Childhood friends to lead Gonzaga Law Review

Former Juneau Boy Scouts will take reigns of law journal in March

Posted: Sunday, March 01, 2009

For former Juneau residents Ben Muse and Tim Nault, being elected as editors of the Gonzaga Law Review is both an accomplishment and an unexpected turn of events.

Courtesy Of Ben Muse
Courtesy Of Ben Muse

Both men are currently second-year law students in the Gonzaga University School of Law's three-year program.

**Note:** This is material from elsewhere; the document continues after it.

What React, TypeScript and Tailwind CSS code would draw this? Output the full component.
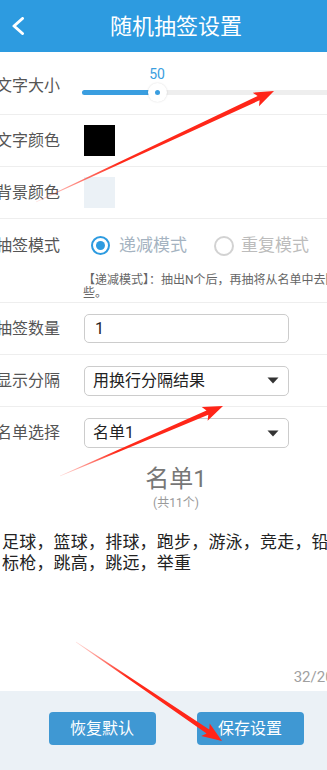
import React from 'react';

const arrows = [
  { id: 'a1', x1: 36, y1: 202, x2: 274, y2: 91 },
  { id: 'a2', x1: 60, y1: 476, x2: 223, y2: 406 },
  { id: 'a3', x1: 76, y1: 642, x2: 222, y2: 741 },
];

function arrowShape(x1: number, y1: number, x2: number, y2: number) {
  const dx = x2 - x1;
  const dy = y2 - y1;
  const len = Math.hypot(dx, dy);
  const ux = dx / len;
  const uy = dy / len;
  const nx = -uy;
  const ny = ux;
  const head = 17;
  const hw = 7.5;
  const sw = 2.3;
  const bx = x2 - ux * head;
  const by = y2 - uy * head;
  const wx = x2 - ux * (head + 3);
  const wy = y2 - uy * (head + 3);
  const pts = [
    [x1 + nx * 0.3, y1 + ny * 0.3],
    [bx + nx * sw, by + ny * sw],
    [wx + nx * hw, wy + ny * hw],
    [x2, y2],
    [wx - nx * hw, wy - ny * hw],
    [bx - nx * sw, by - ny * sw],
    [x1 - nx * 0.3, y1 - ny * 0.3],
  ];
  return pts.map((p) => p.map((v) => v.toFixed(1)).join(',')).join(' ');
}

function Arrows() {
  return (
    <svg className="pointer-events-none absolute inset-0" width="327" height="770" viewBox="0 0 327 770">
      <defs>
        {arrows.map((a) => (
          <linearGradient key={a.id} id={`g-${a.id}`} gradientUnits="userSpaceOnUse" x1={a.x1} y1={a.y1} x2={a.x2} y2={a.y2}>
            <stop offset="0" stopColor="#ff2a1a" stopOpacity="0.15" />
            <stop offset="0.35" stopColor="#ff2a1a" stopOpacity="1" />
            <stop offset="1" stopColor="#ff2418" stopOpacity="1" />
          </linearGradient>
        ))}
      </defs>
      {arrows.map((a) => (
        <polygon key={a.id} points={arrowShape(a.x1, a.y1, a.x2, a.y2)} fill={`url(#g-${a.id})`} />
      ))}
    </svg>
  );
}

function Row({ label, children, className = '' }: { label: string; children?: React.ReactNode; className?: string }) {
  return (
    <div className={`flex h-[52px] items-center border-b border-[#eeeeee] pl-[10px] ${className}`}>
      <span className="w-[88px] shrink-0 text-[16px] text-[#555]">{label}</span>
      {children}
    </div>
  );
}

function Caret() {
  return (
    <svg width="12" height="7" viewBox="0 0 12 7">
      <path d="M0.5 0.5 H11.5 L6 6.5 Z" fill="#333" />
    </svg>
  );
}

export default function App() {
  return (
    <div className="relative h-[770px] w-[327px] overflow-hidden bg-white font-[Roboto,'Noto_Sans_CJK_SC',sans-serif]">
      <div className="-ml-[14px] flex h-full w-[380px] flex-col">
        <header className="relative flex h-[52px] shrink-0 items-center justify-center bg-[#2d9be0]">
          <svg className="absolute left-[25px] top-[17px]" width="14" height="18" viewBox="0 0 14 18">
            <polyline points="11.5,1.5 3,9 11.5,16.5" fill="none" stroke="#fff" strokeWidth="3" strokeLinecap="round" strokeLinejoin="round" />
          </svg>
          <h1 className="text-[22px] text-white">随机抽签设置</h1>
        </header>

        <div className="flex h-[63px] items-center border-b border-[#eeeeee] pl-[10px] pt-[6px]">
          <span className="w-[88px] shrink-0 text-[16px] text-[#555]">文字大小</span>
          <div className="relative -ml-[2px] -mt-[6px] h-[63px] flex-1">
            <span className="absolute left-[75px] top-[14px] -translate-x-1/2 text-[14px] leading-[16px] text-[#3a9ee0]">50</span>
            <div className="absolute left-0 right-0 top-[38px] h-[5px] rounded-full bg-[#eeeeee]" />
            <div className="absolute left-0 top-[38px] h-[5px] w-[75px] rounded-full bg-[#3a9ee0]" />
            <div className="absolute left-[66px] top-[31px] flex h-[19px] w-[19px] items-center justify-center rounded-full bg-white shadow-[0_0_2px_rgba(0,0,0,0.15)]">
              <div className="h-[5px] w-[5px] rounded-full bg-[#3a9ee0]" />
            </div>
          </div>
        </div>

        <Row label="文字颜色">
          <div className="h-[31px] w-[31px] bg-black" />
        </Row>
        <Row label="背景颜色">
          <div className="h-[31px] w-[31px] bg-[#ebf1f6]" />
        </Row>

        <div className="flex h-[84px] flex-col border-b border-[#eeeeee] pl-[10px]">
          <div className="flex h-[53px] items-center">
            <span className="w-[88px] shrink-0 text-[16px] text-[#555]">抽签模式</span>
            <div className="ml-[7px] flex h-[19px] w-[19px] items-center justify-center rounded-full border-2 border-[#2d9be0]">
              <div className="h-[9px] w-[9px] rounded-full bg-[#2d9be0]" />
            </div>
            <span className="ml-[9px] text-[17px] text-[#a5b3c1]">递减模式</span>
            <div className="ml-[27px] h-[20px] w-[20px] rounded-full border-2 border-[#d2d2d2]" />
            <span className="ml-[7px] text-[17px] text-[#bcbcbc]">重复模式</span>
          </div>
          <p className="ml-[87px] mt-[2px] w-[272px] text-[12px] leading-[13px] text-[#666]">
            【递减模式】：抽出N个后，再抽将从名单中去除这些。
          </p>
        </div>

        <Row label="抽签数量">
          <div className="flex h-[29px] w-[205px] items-center rounded-[5px] border border-[#cccccc] px-[10px] text-[16px] text-[#222]">1</div>
        </Row>
        <Row label="显示分隔">
          <div className="flex h-[30px] w-[205px] items-center justify-between rounded-[5px] border border-[#cccccc] pl-[8px] pr-[9px] text-[16px] text-[#222]">
            <span>用换行分隔结果</span>
            <Caret />
          </div>
        </Row>
        <Row label="名单选择" className="border-b-0">
          <div className="flex h-[30px] w-[205px] items-center justify-between rounded-[5px] border border-[#cccccc] pl-[8px] pr-[9px] text-[16px] text-[#222]">
            <span>名单1</span>
            <Caret />
          </div>
        </Row>

        <div className="flex flex-1 flex-col">
          <div className="mt-[6px] text-center text-[24px] leading-[28px] text-[#777]">名单1</div>
          <div className="mt-[2px] text-center text-[12px] leading-[16px] text-[#999]">(共11个)</div>
          <p className="ml-[16px] mt-[21px] w-[364px] text-[17px] leading-[21px] tracking-[0.2px] text-[#222]">
            足球，篮球，排球，跑步，游泳，竞走，铅球，标枪，跳高，跳远，举重
          </p>
          <div className="mt-auto pb-[4px] pr-[24px] text-right text-[15px] leading-[20px] text-[#a0a0a0]">32/200</div>
        </div>

        <footer className="flex h-[79px] shrink-0 justify-center gap-[41px] bg-[#ebf1f6] pt-[21px]">
          <button className="h-[33px] w-[107px] rounded-[4px] bg-[#3f98d3] text-[16px] text-white">恢复默认</button>
          <button className="h-[33px] w-[107px] rounded-[4px] bg-[#3f98d3] text-[16px] text-white">保存设置</button>
        </footer>
      </div>
      <Arrows />
    </div>
  );
}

In March, the two will begin serving their one-year tenure - Muse as editor in chief and Nault as vesting editor.

"It is really exciting to be able to receive the reins to an organization like the Gonzaga Law Review and be able to meaningfully shape the way in which the organization is run and serve the greater legal community through the publication," Muse said. "Although all my free time has evaporated, it was an incredible honor to be chosen by my peers on law review, and I am really enjoying the challenge so far."

As Juneau-raised childhood friends, Muse and Nault have know each other since they were in Boy Scouts.

"It's kind of funny that Tim and I ended up at law school together and ended up being elected to two of the top positions on law review," Muse said. "Neither of us had any idea that the other was planning on attending law school at Gonzaga. ... It's kind of weird the way things work out."

Muse, a 1999 Juneau-Douglas High School graduate, returned to Juneau for several years after undergraduate school at the University of Portland. He worked in the public schools as a paraeducator and with Allen Marine as a deckhand and later as captain of a vessel.

Nault, a 2000 JDHS graduate, also returned to Juneau after his undergraduate studies at the University of Minnesota, Twin Cities, where he majored in psychology. Back at home, he started working as a law office assistant for the state attorney general's office in 2006.

Both men said a simple fascination with the field eventually inspired them to apply at Gonzaga.

"I knew that I was interested in law, but I wasn't really sure I wanted to go to law school," Nault said. "When I worked for the state attorney general's office, I really enjoyed it, so then (I knew it) was the field for me."

The Gonzaga Law Review is a scholarly journal that analyzes various legal issues by way of articles submitted by judges, lawyers, professors and students from across the country. The publication is available in approximately 300 law libraries and on the Web.

"The legal profession is kind of unique in that it entrusts law students - and not professors - with the responsibility of running its academic publications," Muse said. "Many lawyers use the law review articles we publish to help them construct their legal arguments and to guide them in their legal research. ... Tim and I have the difficult task of choosing which articles are novel, interesting and useful to our readership."

One of their goals is to publish more articles from Alaska, they said.

"I want the Gonzaga Law Review to publish articles that will be useful to practitioners in the Pacific Northwest," Muse said. "My big goal for the year is to publish at least one article concerning Alaska law. We don't get too many submissions from Alaskan practitioners, and I know there are some really interesting issues that could be flushed out in a law review article."

The main reason Gonzaga Law Review doesn't receive many Alaska submissions is because Duke University School of Law has an Alaska-specific law review, according to Nault.

"Ben and I think that if we actively solicit articles from people in Alaska, we can get people interested in having their article published in the Gonzaga Law Review," he said.

As for the future, both Muse and Nault hope to return to Alaska after they finish law school. Nault might try to get a judicial clerkship or a job with the state.

"I haven't really put a whole lot of thought into that yet," Nault said. "But my plan is to practice back in Alaska."

Although he misses Juneau, Muse is looking forward to the difficult tasks ahead.

"We receive 50 to 125 submissions a month, so I imagine reading through the articles and deciding what to publish is going to be incredibly challenging," he said.

In addition to the law review, Nault works for the U.S. Attorney's Office and is interning with Judge Kevin Korsmo at the Washington Court of Appeals.